[To be done] Your task is to repeat the lines below exactly, excluding any pictures they contain.
──────
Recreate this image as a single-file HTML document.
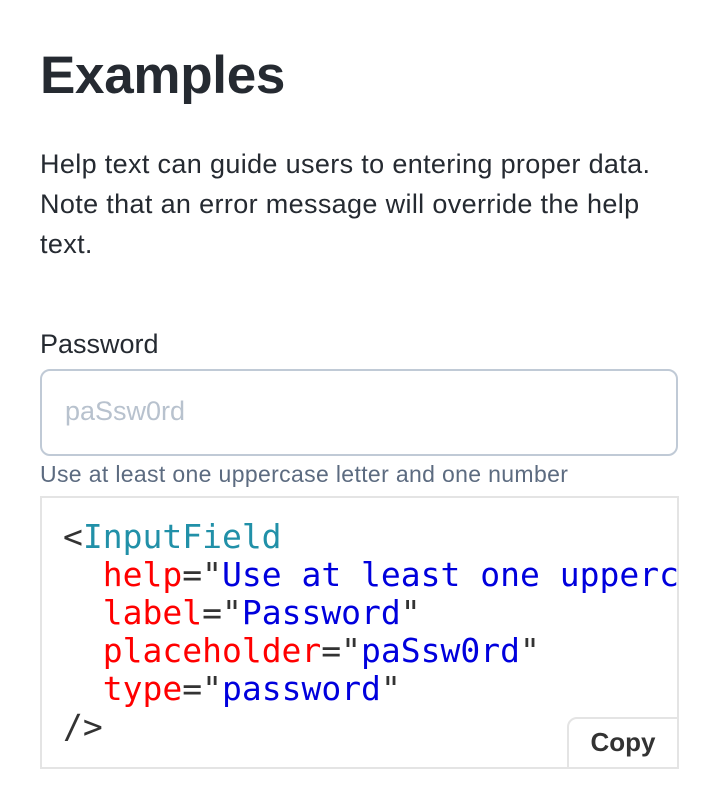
<!DOCTYPE html>
<html><head><style>
body{margin:0;background:#fff;width:718px;height:808px;overflow:hidden;font-family:"Liberation Sans",sans-serif;color:#252a31}
h1{position:absolute;left:40px;top:44px;margin:0;font-size:53px;font-weight:700;line-height:64px;letter-spacing:-0.3px}
.p{position:absolute;left:40px;top:144px;width:625px;font-size:27px;line-height:40px;letter-spacing:0.35px}
.lbl{position:absolute;left:40px;top:327px;font-size:27px;line-height:34px}
.inp{position:absolute;left:40px;top:369px;width:634px;height:83px;border:2px solid #c0cad6;border-radius:10px}
.ph{position:absolute;left:23px;top:25px;font-size:27px;color:#b8c2ce}
.help{position:absolute;left:40px;top:461px;font-size:23px;color:#5c6b80;letter-spacing:0.35px}
.code{position:absolute;left:40px;top:496px;width:635px;height:269px;border:2px solid #e4e4e4;overflow:hidden}
pre{margin:0;position:absolute;left:21px;top:20px;font-family:"DejaVu Sans Mono",monospace;font-size:33px;line-height:38px;color:#333}
.t{color:#2190a8}.a{color:#f00}.s{color:#00d}
.copy{position:absolute;right:-2px;bottom:-2px;width:108px;height:48px;border:2px solid #e4e4e4;border-top-left-radius:10px;background:#fff;font-weight:700;font-size:26px;line-height:46px;text-align:center;color:#333}
</style></head><body>
<h1>Examples</h1>
<div class="p">Help text can guide users to entering proper data. Note that an error message will override the help text.</div>
<div class="lbl">Password</div>
<div class="inp"><div class="ph">paSsw0rd</div></div>
<div class="help">Use at least one uppercase letter and one number</div>
<div class="code"><pre>&lt;<span class="t">InputField</span>
  <span class="a">help</span>="<span class="s">Use at least one uppercase letter and one number</span>"
  <span class="a">label</span>="<span class="s">Password</span>"
  <span class="a">placeholder</span>="<span class="s">paSsw0rd</span>"
  <span class="a">type</span>="<span class="s">password</span>"
/&gt;</pre><div class="copy">Copy</div></div>
</body></html>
──────
[Full answer]
Recreate this image as a single-file HTML document.
<!DOCTYPE html>
<html><head><style>
body{margin:0;background:#fff;width:718px;height:808px;overflow:hidden;font-family:"Liberation Sans",sans-serif;color:#252a31}
h1{position:absolute;left:40px;top:44px;margin:0;font-size:53px;font-weight:700;line-height:64px;letter-spacing:-0.3px}
.p{position:absolute;left:40px;top:144px;width:625px;font-size:27px;line-height:40px;letter-spacing:0.35px}
.lbl{position:absolute;left:40px;top:327px;font-size:27px;line-height:34px}
.inp{position:absolute;left:40px;top:369px;width:634px;height:83px;border:2px solid #c0cad6;border-radius:10px}
.ph{position:absolute;left:23px;top:25px;font-size:27px;color:#b8c2ce}
.help{position:absolute;left:40px;top:461px;font-size:23px;color:#5c6b80;letter-spacing:0.35px}
.code{position:absolute;left:40px;top:496px;width:635px;height:269px;border:2px solid #e4e4e4;overflow:hidden}
pre{margin:0;position:absolute;left:21px;top:20px;font-family:"DejaVu Sans Mono",monospace;font-size:33px;line-height:38px;color:#333}
.t{color:#2190a8}.a{color:#f00}.s{color:#00d}
.copy{position:absolute;right:-2px;bottom:-2px;width:108px;height:48px;border:2px solid #e4e4e4;border-top-left-radius:10px;background:#fff;font-weight:700;font-size:26px;line-height:46px;text-align:center;color:#333}
</style></head><body>
<h1>Examples</h1>
<div class="p">Help text can guide users to entering proper data. Note that an error message will override the help text.</div>
<div class="lbl">Password</div>
<div class="inp"><div class="ph">paSsw0rd</div></div>
<div class="help">Use at least one uppercase letter and one number</div>
<div class="code"><pre>&lt;<span class="t">InputField</span>
  <span class="a">help</span>="<span class="s">Use at least one uppercase letter and one number</span>"
  <span class="a">label</span>="<span class="s">Password</span>"
  <span class="a">placeholder</span>="<span class="s">paSsw0rd</span>"
  <span class="a">type</span>="<span class="s">password</span>"
/&gt;</pre><div class="copy">Copy</div></div>
</body></html>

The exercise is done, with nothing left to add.